Yikes, Proto-Hillary/Hillary the prequel.

Why do leftwing Democrats like Barry, Billy, Frank and Woody love marrying ball-busting b**ches?

How history could be different if the media was as pervasive decades ago as it is now. Invalid Presidents during both World Wars...


23 posted on 03/28/2008 11:07:15 PM PDT by Impy (The democrat party, "Ridin' Dirty" since puberty.)
[ Post Reply | Private Reply | To 20 | View Replies]

To: Impy; Clemenza; Clintonfatigued; AuH2ORepublican; NewRomeTacitus; darkangel82
"Yikes, Proto-Hillary/Hillary the prequel."

A brief history of Edith Wilson. You could say she was American "royalty" in that she was descended both from Pocahontas and kin to George Washington's wife, Martha's family (the Custises). But she had rotten luck in her personal life. In the space of all of 5 years, she gave birth to her only child (whom promptly died, and because of a difficult pregnancy, could never have children again) and then her husband died.
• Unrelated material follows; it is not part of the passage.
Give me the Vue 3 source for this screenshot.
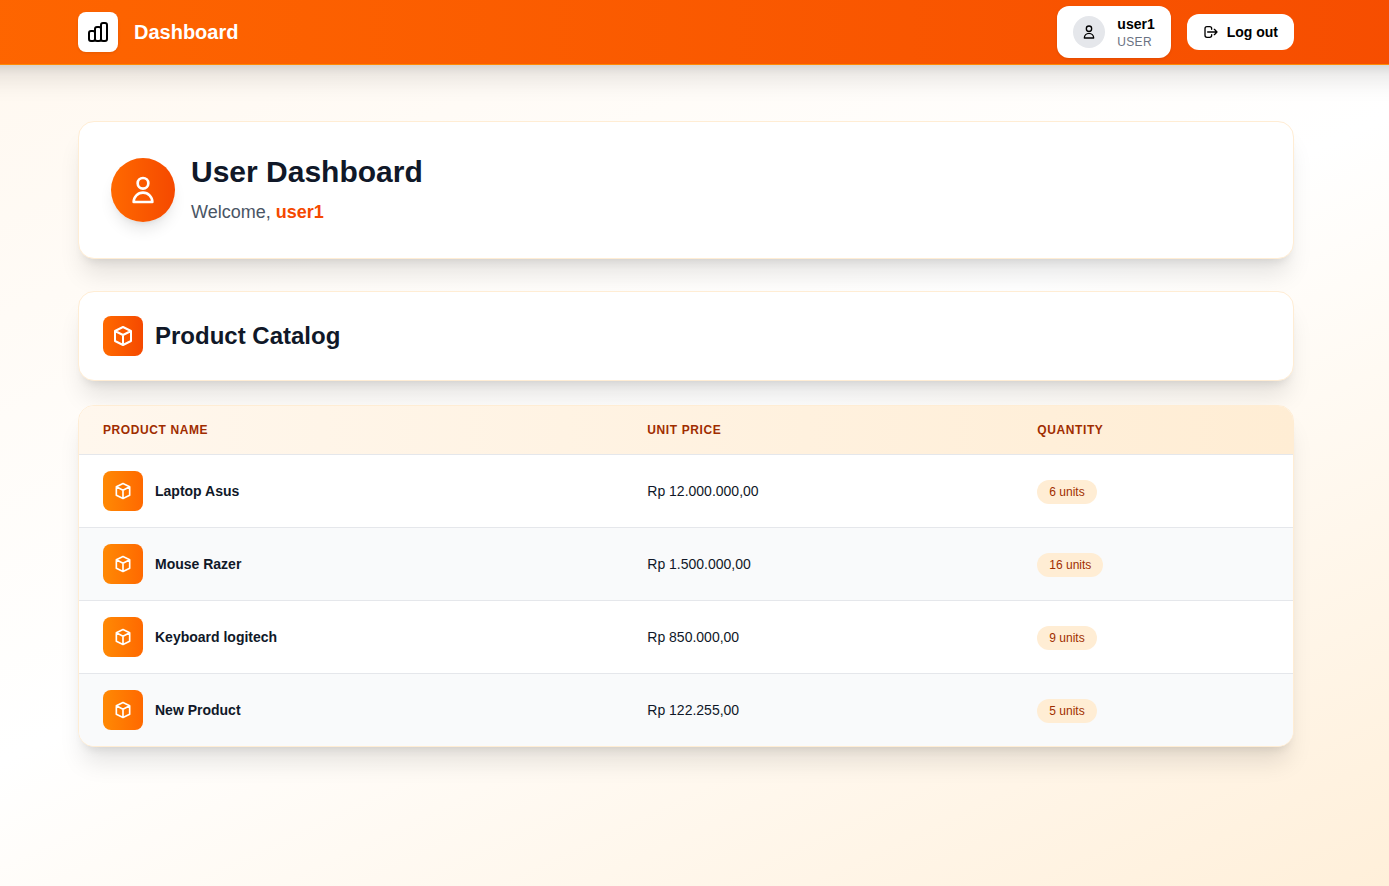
<script setup>
const products = [
  { name: 'Laptop Asus', price: 'Rp 12.000.000,00', qty: 6 },
  { name: 'Mouse Razer', price: 'Rp 1.500.000,00', qty: 16 },
  { name: 'Keyboard logitech', price: 'Rp 850.000,00', qty: 9 },
  { name: 'New Product', price: 'Rp 122.255,00', qty: 5 },
]
</script>

<template>
  <div class="page">
    <header class="topbar">
      <div class="container bar">
        <div class="brand">
          <div class="logo">
            <svg width="24" height="24" viewBox="0 0 24 24" fill="none" stroke="currentColor" stroke-width="2" stroke-linecap="round" stroke-linejoin="round">
              <path d="M9 19v-6a2 2 0 0 0-2-2H5a2 2 0 0 0-2 2v6a2 2 0 0 0 2 2h2a2 2 0 0 0 2-2zm0 0V9a2 2 0 0 1 2-2h2a2 2 0 0 1 2 2v10m-6 0a2 2 0 0 0 2 2h2a2 2 0 0 0 2-2m0 0V5a2 2 0 0 1 2-2h2a2 2 0 0 1 2 2v14a2 2 0 0 1-2 2h-2a2 2 0 0 1-2-2z" />
            </svg>
          </div>
          <span class="brand-name">Dashboard</span>
        </div>
        <div class="actions">
          <div class="account">
            <div class="avatar">
              <svg width="16" height="16" viewBox="0 0 24 24" fill="none" stroke="currentColor" stroke-width="2" stroke-linecap="round" stroke-linejoin="round">
                <path d="M16 7a4 4 0 1 1-8 0 4 4 0 0 1 8 0zM12 14a7 7 0 0 0-7 7h14a7 7 0 0 0-7-7z" />
              </svg>
            </div>
            <div>
              <div class="account-name">user1</div>
              <div class="account-role">USER</div>
            </div>
          </div>
          <button class="logout" type="button">
            <svg width="16" height="16" viewBox="0 0 24 24" fill="none" stroke="currentColor" stroke-width="2" stroke-linecap="round" stroke-linejoin="round">
              <path d="M17 16l4-4m0 0l-4-4m4 4H7m6 4v1a3 3 0 0 1-3 3H6a3 3 0 0 1-3-3V7a3 3 0 0 1 3-3h4a3 3 0 0 1 3 3v1" />
            </svg>
            <span>Log out</span>
          </button>
        </div>
      </div>
    </header>

    <main class="container content">
      <section class="card welcome">
        <div class="welcome-icon">
          <svg width="32" height="32" viewBox="0 0 24 24" fill="none" stroke="currentColor" stroke-width="2" stroke-linecap="round" stroke-linejoin="round">
            <path d="M16 7a4 4 0 1 1-8 0 4 4 0 0 1 8 0zM12 14a7 7 0 0 0-7 7h14a7 7 0 0 0-7-7z" />
          </svg>
        </div>
        <div>
          <h1>User Dashboard</h1>
          <p>Welcome, <strong>user1</strong></p>
        </div>
      </section>

      <section class="card catalog">
        <div class="tile deep">
          <svg width="24" height="24" viewBox="0 0 24 24" fill="none" stroke="currentColor" stroke-width="2" stroke-linecap="round" stroke-linejoin="round">
            <path d="M20 7l-8-4-8 4m16 0l-8 4m8-4v10l-8 4m0-10L4 7m8 4v10M4 7v10l8 4" />
          </svg>
        </div>
        <h2>Product Catalog</h2>
      </section>

      <section class="card list">
        <div class="row head">
          <div>PRODUCT NAME</div>
          <div>UNIT PRICE</div>
          <div>QUANTITY</div>
        </div>
        <div v-for="p in products" :key="p.name" class="row item">
          <div class="product">
            <div class="tile">
              <svg width="20" height="20" viewBox="0 0 24 24" fill="none" stroke="currentColor" stroke-width="2" stroke-linecap="round" stroke-linejoin="round">
                <path d="M20 7l-8-4-8 4m16 0l-8 4m8-4v10l-8 4m0-10L4 7m8 4v10M4 7v10l8 4" />
              </svg>
            </div>
            <span class="product-name">{{ p.name }}</span>
          </div>
          <div>{{ p.price }}</div>
          <div class="quantity"><span class="badge">{{ p.qty }} units</span></div>
        </div>
      </section>
    </main>
  </div>
</template>

<style scoped>
* {
  box-sizing: border-box;
}
.page {
  min-height: 100vh;
  overflow: hidden;
  font-family: "Liberation Sans", Arial, sans-serif;
  color: #101828;
  background: linear-gradient(to bottom right in oklab, #fff7ed, #fff 50%, #ffedd4) -266px 0 / 1904px 100% no-repeat;
}
svg {
  display: block;
}
.container {
  width: 1280px;
  margin-left: 46px;
  padding: 0 32px;
}
.topbar {
  width: 1904px;
  height: 65px;
  margin-left: -266px;
  padding-left: 266px;
  background: linear-gradient(to right in oklab, #ff6900, #f54900);
  border-bottom: 1px solid #ff8904;
  box-shadow: 0 20px 25px -5px rgba(0, 0, 0, 0.1), 0 8px 10px -6px rgba(0, 0, 0, 0.1);
}
.bar {
  height: 64px;
  display: flex;
  align-items: center;
  justify-content: space-between;
}
.brand,
.actions {
  display: flex;
  align-items: center;
  gap: 16px;
}
.logo {
  width: 40px;
  height: 40px;
  display: grid;
  place-items: center;
  border-radius: 8px;
  background: #fff;
  color: #000;
  box-shadow: 0 1px 3px rgba(0, 0, 0, 0.1);
}
.brand-name {
  font-size: 20px;
  line-height: 28px;
  font-weight: 700;
  color: #fff;
}
.account {
  display: flex;
  align-items: center;
  gap: 12px;
  padding: 8px 16px;
  border-radius: 12px;
  background: #fff;
  box-shadow: 0 1px 3px rgba(0, 0, 0, 0.1);
}
.avatar {
  width: 32px;
  height: 32px;
  display: grid;
  place-items: center;
  border-radius: 50%;
  background: #e5e7eb;
  color: #000;
}
.account-name {
  font-size: 14px;
  line-height: 20px;
  font-weight: 700;
  color: #000;
}
.account-role {
  font-size: 12px;
  line-height: 16px;
  letter-spacing: 0.3px;
  color: #6a7282;
}
.logout {
  display: flex;
  align-items: center;
  gap: 8px;
  padding: 8px 16px;
  border: 0;
  border-radius: 12px;
  background: #fff;
  color: #000;
  font: 700 14px/20px "Liberation Sans", Arial, sans-serif;
}
.content {
  padding-top: 56px;
  padding-bottom: 32px;
}
.card {
  border: 1px solid #ffedd4;
  border-radius: 16px;
  background: #fff;
  box-shadow: 0 20px 25px -5px rgba(0, 0, 0, 0.1), 0 8px 10px -6px rgba(0, 0, 0, 0.1);
}
.welcome {
  display: flex;
  align-items: center;
  gap: 16px;
  padding: 32px;
  margin-bottom: 32px;
}
.welcome-icon {
  width: 64px;
  height: 64px;
  display: grid;
  place-items: center;
  border-radius: 50%;
  color: #fff;
  background: linear-gradient(to right, #ff6900, #f54900);
  box-shadow: 0 10px 15px -3px rgba(0, 0, 0, 0.1), 0 4px 6px -4px rgba(0, 0, 0, 0.1);
}
h1 {
  margin: 0 0 8px;
  font-size: 30px;
  line-height: 36px;
}
p {
  margin: 0;
  font-size: 18px;
  line-height: 28px;
  color: #4a5565;
}
strong {
  color: #f54900;
}
.catalog {
  display: flex;
  align-items: center;
  gap: 12px;
  padding: 24px;
  margin-bottom: 24px;
}
h2 {
  margin: 0;
  font-size: 24px;
  line-height: 32px;
}
.tile {
  width: 40px;
  height: 40px;
  display: grid;
  place-items: center;
  border-radius: 8px;
  color: #fff;
  background: linear-gradient(to right, #ff8904, #ff6900);
}
.tile.deep {
  background: linear-gradient(to right, #ff6900, #f54900);
}
.list {
  overflow: hidden;
}
.row {
  display: grid;
  grid-template-columns: 544.3px 390px 1fr;
  align-items: center;
}
.row > div {
  padding: 0 24px;
}
.head {
  height: 48px;
  font-size: 12px;
  line-height: 16px;
  font-weight: 700;
  letter-spacing: 0.6px;
  color: #9f2d00;
  background: linear-gradient(to right, #fff7ed, #ffedd4);
}
.item {
  height: 73px;
  border-top: 1px solid #e5e7eb;
  font-size: 14px;
  line-height: 20px;
}
.item:nth-child(odd) {
  background: #f9fafb;
}
.product {
  display: flex;
  align-items: center;
  gap: 12px;
}
.product-name {
  font-weight: 700;
}
.row > .quantity {
  padding-top: 2px;
}
.badge {
  display: inline-block;
  padding: 4px 12px;
  border-radius: 12px;
  font-size: 12px;
  line-height: 16px;
  color: #9f2d00;
  background: #ffedd4;
}
</style>

<style>
body {
  margin: 0;
}
</style>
Woodrow Wilson's wife had died on him only a year in office (and by accounts, Ellen Wilson was a nice lady whom was so concerned about her husband that before she died she let it be known it was her wish he not be all alone and would marry someone else). Shortly after, Woodrow and Edith met and they got married, 14 months after Ellen's passing.

The media at the time made fun of the swift courtship and marriage with stuff like, "When the President proposed, she nearly fell out of the bed." The most infamous claim supposedly, ascribed to a typographical error, had to do with the couple on a night out on the town. Wilson got so bored with a play, he spent the evening entertaining Mrs. Galt (Edith's married name). Problem was, the typesetter had it read, "Wilson... spent the evening entering Mrs. Galt."

In any event, they'd scarcely been married not even 2 years when Wilson had his incapacitating stroke. Before that, I think she had worried greatly that the job was getting to him, especially having to contend with WW1 and the aftermath as well as a hostile majority GOP Congress that had regained power. She'd probably thought, "Oh, no. I'm going to lose another husband, and this one is the President." So she figured with the help of Wilson's physician, they'd be able to drag him less than 2 years to the finish line of his term. Limit his exposure to others (indeed, I wonder how few people saw him -- I saw film footage of when Harding took over, and he looked ghastly. A typical stroke victim). But the thing was that, she may have been demonstrating loyalty to her husband, but given the office, it wasn't her call to make.

Vice-President Marshall had not been close to Wilson and (at least during the first term) had been given almost nothing to do. He proudly wore the mantle of being a comic card. So much so that Dem leaders wanted to dump him and replace him with a serious heir apparent to Wilson in 1916, but Wilson decided to keep him, but to utilize him a bit more in a serious capacity afterwards in regards to the war effort. Marshall was considered a top notch public speaker. Now when Wilson's stroke occurred, he did not know how bad off he was (it was concealed from the public). Marshall could have, but did not press hard to assume the Presidency (at least in an active capacity) because there was uncertainty with respect to how "incapacity" could be deemed and he didn't want to establish a precedent for it (in other words, didn't want to rock the boat or attempt a power grab). He still had to fill in for Wilson at ceremonial events and the like, but he actually never saw Wilson in person from before the stroke until their last (!) day in office. No mention was made of Marshall's reaction, but I have to wonder if he thought he had made the right decision in not clearly asserting his right to declare that Wilson was far too incapacitated to continue. Marshall himself didn't run for President in 1920 and he died 5 years later. As for Edith Wilson, she outlived her husband by nearly 40 years and was present for JFK's swearing-in in 1961.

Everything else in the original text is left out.